• _Aim of the task_
Transcribe all of the material exactly. Any picture in it should be left out.

Dataset excerpt
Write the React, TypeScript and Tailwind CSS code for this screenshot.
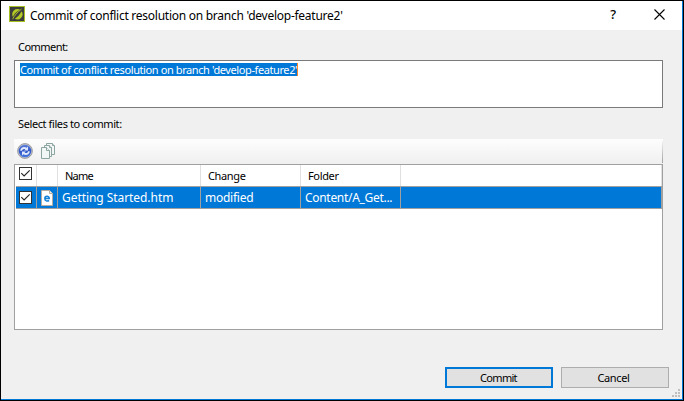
import type { ReactNode } from "react";

function Check() {
  return (
    <span className="flex h-[13px] w-[13px] items-center justify-center border border-[#333] bg-white">
      <svg width="11" height="11" viewBox="0 0 11 11" fill="none" stroke="#222" strokeWidth="1.1">
        <path d="M1.300 5.200 4.100 8 9.700 2.400" />
      </svg>
    </span>
  );
}

function Logo() {
  return (
    <svg width="16" height="16" viewBox="0 0 16 16">
      <rect width="16" height="16" fill="#a9be22" />
      <rect x="1" y="1" width="14" height="14" fill="#3b3d3c" />
      <path d="M9 3a5.200 5.200 0 0 0-5.800 5.500c0 1 .3 1.800.8 2.500C4.600 8.500 7 6 11 3.700A5 5 0 0 0 9 3Z" fill="#b4c924" />
      <path d="M12.600 5.200a5.200 5.200 0 0 1-6.800 7.500C8.600 11 10.800 8.600 12.600 5.200Z" fill="#b4c924" />
      <path d="M3.600 13.200C5.500 9.500 8 6.500 12.600 3" stroke="#b4c924" fill="none" strokeWidth=".9" />
    </svg>
  );
}

function Refresh() {
  return (
    <svg width="16" height="16" viewBox="0 0 16 16">
      <defs>
        <linearGradient id="ball" x1="0" y1="0" x2="0" y2="1">
          <stop offset="0" stopColor="#5f80dc" />
          <stop offset=".5" stopColor="#2f56c8" />
          <stop offset="1" stopColor="#4a7ae0" />
        </linearGradient>
      </defs>
      <circle cx="8" cy="8" r="7.400" fill="#c2c4cc" stroke="#96979c" strokeWidth=".9" />
      <circle cx="8" cy="8" r="6.300" fill="url(#ball)" />
      <path d="M3.200 7.800C3.200 4.400 7 2.900 9.700 4.700L11 3.600v3.900H7.200L8.400 6.200C6.800 5.400 5.200 6.200 5 7.800Z" fill="#dfe8fc" />
      <path d="M12.800 8.200c0 3.400-3.800 4.900-6.500 3.100L5 12.400V8.500h3.800L7.600 9.800c1.600.8 3.200 0 3.400-1.600Z" fill="#dfe8fc" />
    </svg>
  );
}

function Pages() {
  return (
    <svg width="15" height="16" viewBox="0 0 15 16" fill="#f2f6f5" stroke="#8da5a1">
      <path d="M5.500.5h6l2 2v9h-8Z" />
      <path d="M11.500.5v2h2" />
      <path d="M3.500 2.500h5l2 2v9h-7Z" />
      <path d="M8.500 2.500v2h2" />
      <path d="M.5 4.500h5l3 3v8h-8Z" />
      <path d="M5.500 4.500v3h3" />
    </svg>
  );
}

function HtmlFile() {
  return (
    <svg width="12" height="16" viewBox="0 0 12 16">
      <path d="M.5.5h8l3 3v12H.5Z" fill="#fff" stroke="#b5aca2" />
      <path d="M8.500.5v3h3" fill="#eee" stroke="#b5aca2" />
      <path d="M3.800 8.400h4.500C8.300 5.600 3.800 5.600 3.800 8.600c0 2.600 2.600 2.900 4.300 1.900" fill="none" stroke="#1683d8" strokeWidth="1.500" />
    </svg>
  );
}

function Label({ className, children }: { className: string; children: ReactNode }) {
  return <span className={"whitespace-pre " + className}>{children}</span>;
}

export default function App() {
  return (
    <div className="flex h-[401px] w-[684px] flex-col border border-black bg-[#f0f0f0] font-['Noto_Sans',sans-serif] text-[11px] text-black">
      <div className="flex min-h-0 flex-1 flex-col border-r border-b border-[#0078d7]">
        <header className="flex h-[29px] shrink-0 items-center bg-white pl-2">
          <div className="-mt-[3px]"><Logo /></div>
          <Label className="ml-[5px] text-[12px] leading-[28px] tracking-[-0.26px]">Commit of conflict resolution on branch 'develop-feature2'</Label>
          <Label className="mr-[38px] ml-auto -mt-[2px] text-[13px] font-medium">?</Label>
          <svg width="11" height="11" viewBox="0 0 11 11" className="mr-[17px] -mt-[2px]" stroke="#000" strokeWidth="1.100">
            <path d="M.5.5l10 10M10.500.5l-10 10" />
          </svg>
        </header>

        <main className="flex min-h-0 flex-1 flex-col pr-[19px] pl-[13px]">
          <div className="flex h-[30px] items-center pt-[4px] pl-[4px]">
            <Label className="tracking-[-0.55px]">Comment:</Label>
          </div>
          <div className="h-[48px] border border-[#7a7a7a] bg-white pt-[2px] pl-[5px]">
            <div className="flex h-[13px] w-[278px] items-center border-r border-[#ff8728] bg-[#0078d7] text-white">
              <Label className="pt-px tracking-[-0.4px]">Commit of conflict resolution on branch 'develop-feature2'</Label>
            </div>
          </div>
          <div className="flex h-[31px] items-center pt-[2px] pl-[4px]">
            <Label className="tracking-[-0.4px]">Select files to commit:</Label>
          </div>
          <div className="flex h-[25px] items-center bg-linear-to-b from-[#fdfdfd] to-[#f0f0f0] pl-[3px]">
            <div className="mr-[8px] -mt-px"><Refresh /></div>
            <div className="-mt-px"><Pages /></div>
            <div className="ml-auto h-[22px] w-px bg-linear-to-b from-[#f4f4f4] to-[#a0a0a0]" />
          </div>
          <div className="h-[166px] border border-[#a0a0a0] bg-white pl-px">
            <div className="grid h-[21px] grid-cols-[21px_21px_143px_100px_100px_1fr] border-r border-[#e0e0e0] *:border-[#e0e0e0] [&>*:not(:last-child)]:border-r">
              <div className="pt-[2px] pl-[3px]"><Check /></div>
              <div />
              <div className="flex items-center pt-[2px] pl-[7px]"><Label className="tracking-[-0.8px]">Name</Label></div>
              <div className="flex items-center pt-[2px] pl-[7px]"><Label className="tracking-[-0.35px]">Change</Label></div>
              <div className="flex items-center pt-[2px] pl-[7px]"><Label className="tracking-[-0.35px]">Folder</Label></div>
              <div />
            </div>
            <div className="grid h-[23px] grid-cols-[21px_21px_143px_100px_100px_1fr] border-y border-r border-[#a0a0a0] bg-[#0078d7] text-[12px] text-white *:border-[#a0a0a0] [&>*:not(:last-child)]:border-r">
              <div className="pt-[4px] pl-[3px]"><Check /></div>
              <div className="pt-[3px] pl-[4px]"><HtmlFile /></div>
              <div className="flex items-center pl-[4px]"><Label className="tracking-[-0.06px]">Getting Started.htm</Label></div>
              <div className="flex items-center pl-[4px]"><Label className="tracking-[-0.25px]">modified</Label></div>
              <div className="flex items-center pl-[4px]"><Label className="tracking-[-0.300px]">Content/A_Get...</Label></div>
              <div />
            </div>
          </div>
        </main>

        <footer className="relative flex h-[69px] shrink-0 items-start justify-end gap-[8px] pt-[37px] pr-[13px]">
          <button className="flex h-[21px] w-[108px] items-center justify-center border-2 border-[#0078d7] bg-[#e1e1e1]"><Label className="pt-px pr-px tracking-[-0.7px]">Commit</Label></button>
          <button className="flex h-[21px] w-[108px] items-center justify-center border border-[#adadad] bg-[#e1e1e1]"><Label className="pt-px pr-[3px] tracking-[-0.35px]">Cancel</Label></button>
          <svg width="8" height="8" viewBox="0 0 8 8" fill="#bfbfbf" className="absolute right-[2px] bottom-[2px]">
            <path d="M6 0h2v2H6zM3 3h2v2H3zM6 3h2v2H6zM0 6h2v2H0zM3 6h2v2H3zM6 6h2v2H6z" />
          </svg>
        </footer>
      </div>
    </div>
  );
}
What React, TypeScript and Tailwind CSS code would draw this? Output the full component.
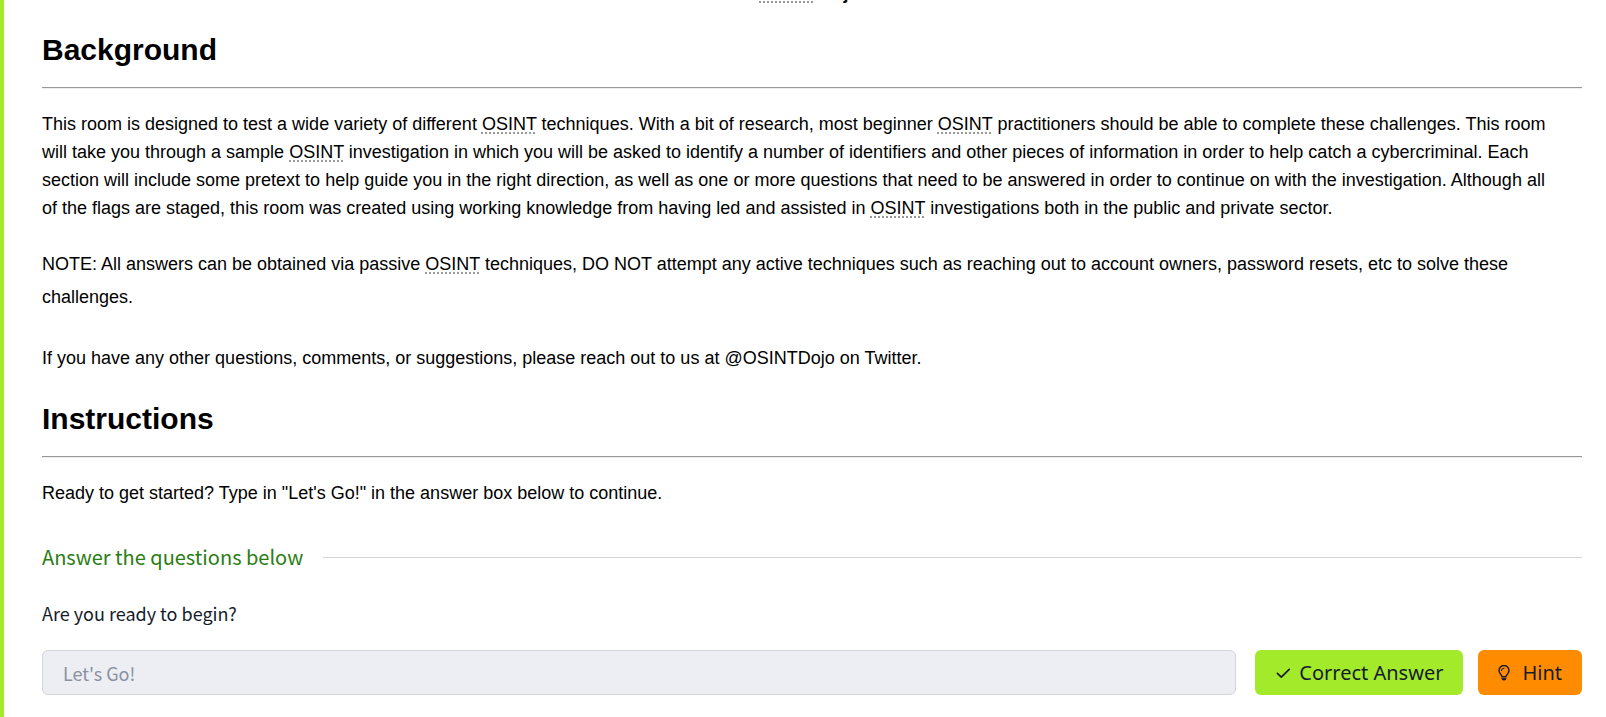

• _Output for this task_
Write the React, TypeScript and Tailwind CSS code for this screenshot.
import type { ReactNode } from "react";

function Check() {
  return (
    <span className="flex h-[13px] w-[13px] items-center justify-center border border-[#333] bg-white">
      <svg width="11" height="11" viewBox="0 0 11 11" fill="none" stroke="#222" strokeWidth="1.1">
        <path d="M1.300 5.200 4.100 8 9.700 2.400" />
      </svg>
    </span>
  );
}

function Logo() {
  return (
    <svg width="16" height="16" viewBox="0 0 16 16">
      <rect width="16" height="16" fill="#a9be22" />
      <rect x="1" y="1" width="14" height="14" fill="#3b3d3c" />
      <path d="M9 3a5.200 5.200 0 0 0-5.800 5.500c0 1 .3 1.800.8 2.500C4.600 8.500 7 6 11 3.700A5 5 0 0 0 9 3Z" fill="#b4c924" />
      <path d="M12.600 5.200a5.200 5.200 0 0 1-6.800 7.500C8.600 11 10.800 8.600 12.600 5.200Z" fill="#b4c924" />
      <path d="M3.600 13.200C5.500 9.500 8 6.500 12.600 3" stroke="#b4c924" fill="none" strokeWidth=".9" />
    </svg>
  );
}

function Refresh() {
  return (
    <svg width="16" height="16" viewBox="0 0 16 16">
      <defs>
        <linearGradient id="ball" x1="0" y1="0" x2="0" y2="1">
          <stop offset="0" stopColor="#5f80dc" />
          <stop offset=".5" stopColor="#2f56c8" />
          <stop offset="1" stopColor="#4a7ae0" />
        </linearGradient>
      </defs>
      <circle cx="8" cy="8" r="7.400" fill="#c2c4cc" stroke="#96979c" strokeWidth=".9" />
      <circle cx="8" cy="8" r="6.300" fill="url(#ball)" />
      <path d="M3.200 7.800C3.200 4.400 7 2.900 9.700 4.700L11 3.600v3.900H7.200L8.400 6.200C6.800 5.400 5.200 6.200 5 7.800Z" fill="#dfe8fc" />
      <path d="M12.800 8.200c0 3.400-3.800 4.900-6.500 3.100L5 12.400V8.500h3.800L7.600 9.800c1.600.8 3.200 0 3.400-1.600Z" fill="#dfe8fc" />
    </svg>
  );
}

function Pages() {
  return (
    <svg width="15" height="16" viewBox="0 0 15 16" fill="#f2f6f5" stroke="#8da5a1">
      <path d="M5.500.5h6l2 2v9h-8Z" />
      <path d="M11.500.5v2h2" />
      <path d="M3.500 2.500h5l2 2v9h-7Z" />
      <path d="M8.500 2.500v2h2" />
      <path d="M.5 4.500h5l3 3v8h-8Z" />
      <path d="M5.500 4.500v3h3" />
    </svg>
  );
}

function HtmlFile() {
  return (
    <svg width="12" height="16" viewBox="0 0 12 16">
      <path d="M.5.5h8l3 3v12H.5Z" fill="#fff" stroke="#b5aca2" />
      <path d="M8.500.5v3h3" fill="#eee" stroke="#b5aca2" />
      <path d="M3.800 8.400h4.500C8.300 5.600 3.800 5.600 3.800 8.600c0 2.600 2.600 2.900 4.300 1.900" fill="none" stroke="#1683d8" strokeWidth="1.500" />
    </svg>
  );
}

function Label({ className, children }: { className: string; children: ReactNode }) {
  return <span className={"whitespace-pre " + className}>{children}</span>;
}

export default function App() {
  return (
    <div className="flex h-[401px] w-[684px] flex-col border border-black bg-[#f0f0f0] font-['Noto_Sans',sans-serif] text-[11px] text-black">
      <div className="flex min-h-0 flex-1 flex-col border-r border-b border-[#0078d7]">
        <header className="flex h-[29px] shrink-0 items-center bg-white pl-2">
          <div className="-mt-[3px]"><Logo /></div>
          <Label className="ml-[5px] text-[12px] leading-[28px] tracking-[-0.26px]">Commit of conflict resolution on branch 'develop-feature2'</Label>
          <Label className="mr-[38px] ml-auto -mt-[2px] text-[13px] font-medium">?</Label>
          <svg width="11" height="11" viewBox="0 0 11 11" className="mr-[17px] -mt-[2px]" stroke="#000" strokeWidth="1.100">
            <path d="M.5.5l10 10M10.500.5l-10 10" />
          </svg>
        </header>

        <main className="flex min-h-0 flex-1 flex-col pr-[19px] pl-[13px]">
          <div className="flex h-[30px] items-center pt-[4px] pl-[4px]">
            <Label className="tracking-[-0.55px]">Comment:</Label>
          </div>
          <div className="h-[48px] border border-[#7a7a7a] bg-white pt-[2px] pl-[5px]">
            <div className="flex h-[13px] w-[278px] items-center border-r border-[#ff8728] bg-[#0078d7] text-white">
              <Label className="pt-px tracking-[-0.4px]">Commit of conflict resolution on branch 'develop-feature2'</Label>
            </div>
          </div>
          <div className="flex h-[31px] items-center pt-[2px] pl-[4px]">
            <Label className="tracking-[-0.4px]">Select files to commit:</Label>
          </div>
          <div className="flex h-[25px] items-center bg-linear-to-b from-[#fdfdfd] to-[#f0f0f0] pl-[3px]">
            <div className="mr-[8px] -mt-px"><Refresh /></div>
            <div className="-mt-px"><Pages /></div>
            <div className="ml-auto h-[22px] w-px bg-linear-to-b from-[#f4f4f4] to-[#a0a0a0]" />
          </div>
          <div className="h-[166px] border border-[#a0a0a0] bg-white pl-px">
            <div className="grid h-[21px] grid-cols-[21px_21px_143px_100px_100px_1fr] border-r border-[#e0e0e0] *:border-[#e0e0e0] [&>*:not(:last-child)]:border-r">
              <div className="pt-[2px] pl-[3px]"><Check /></div>
              <div />
              <div className="flex items-center pt-[2px] pl-[7px]"><Label className="tracking-[-0.8px]">Name</Label></div>
              <div className="flex items-center pt-[2px] pl-[7px]"><Label className="tracking-[-0.35px]">Change</Label></div>
              <div className="flex items-center pt-[2px] pl-[7px]"><Label className="tracking-[-0.35px]">Folder</Label></div>
              <div />
            </div>
            <div className="grid h-[23px] grid-cols-[21px_21px_143px_100px_100px_1fr] border-y border-r border-[#a0a0a0] bg-[#0078d7] text-[12px] text-white *:border-[#a0a0a0] [&>*:not(:last-child)]:border-r">
              <div className="pt-[4px] pl-[3px]"><Check /></div>
              <div className="pt-[3px] pl-[4px]"><HtmlFile /></div>
              <div className="flex items-center pl-[4px]"><Label className="tracking-[-0.06px]">Getting Started.htm</Label></div>
              <div className="flex items-center pl-[4px]"><Label className="tracking-[-0.25px]">modified</Label></div>
              <div className="flex items-center pl-[4px]"><Label className="tracking-[-0.300px]">Content/A_Get...</Label></div>
              <div />
            </div>
          </div>
        </main>

        <footer className="relative flex h-[69px] shrink-0 items-start justify-end gap-[8px] pt-[37px] pr-[13px]">
          <button className="flex h-[21px] w-[108px] items-center justify-center border-2 border-[#0078d7] bg-[#e1e1e1]"><Label className="pt-px pr-px tracking-[-0.7px]">Commit</Label></button>
          <button className="flex h-[21px] w-[108px] items-center justify-center border border-[#adadad] bg-[#e1e1e1]"><Label className="pt-px pr-[3px] tracking-[-0.35px]">Cancel</Label></button>
          <svg width="8" height="8" viewBox="0 0 8 8" fill="#bfbfbf" className="absolute right-[2px] bottom-[2px]">
            <path d="M6 0h2v2H6zM3 3h2v2H3zM6 3h2v2H6zM0 6h2v2H0zM3 6h2v2H3zM6 6h2v2H6z" />
          </svg>
        </footer>
      </div>
    </div>
  );
}
What React, TypeScript and Tailwind CSS code would draw this? Output the full component.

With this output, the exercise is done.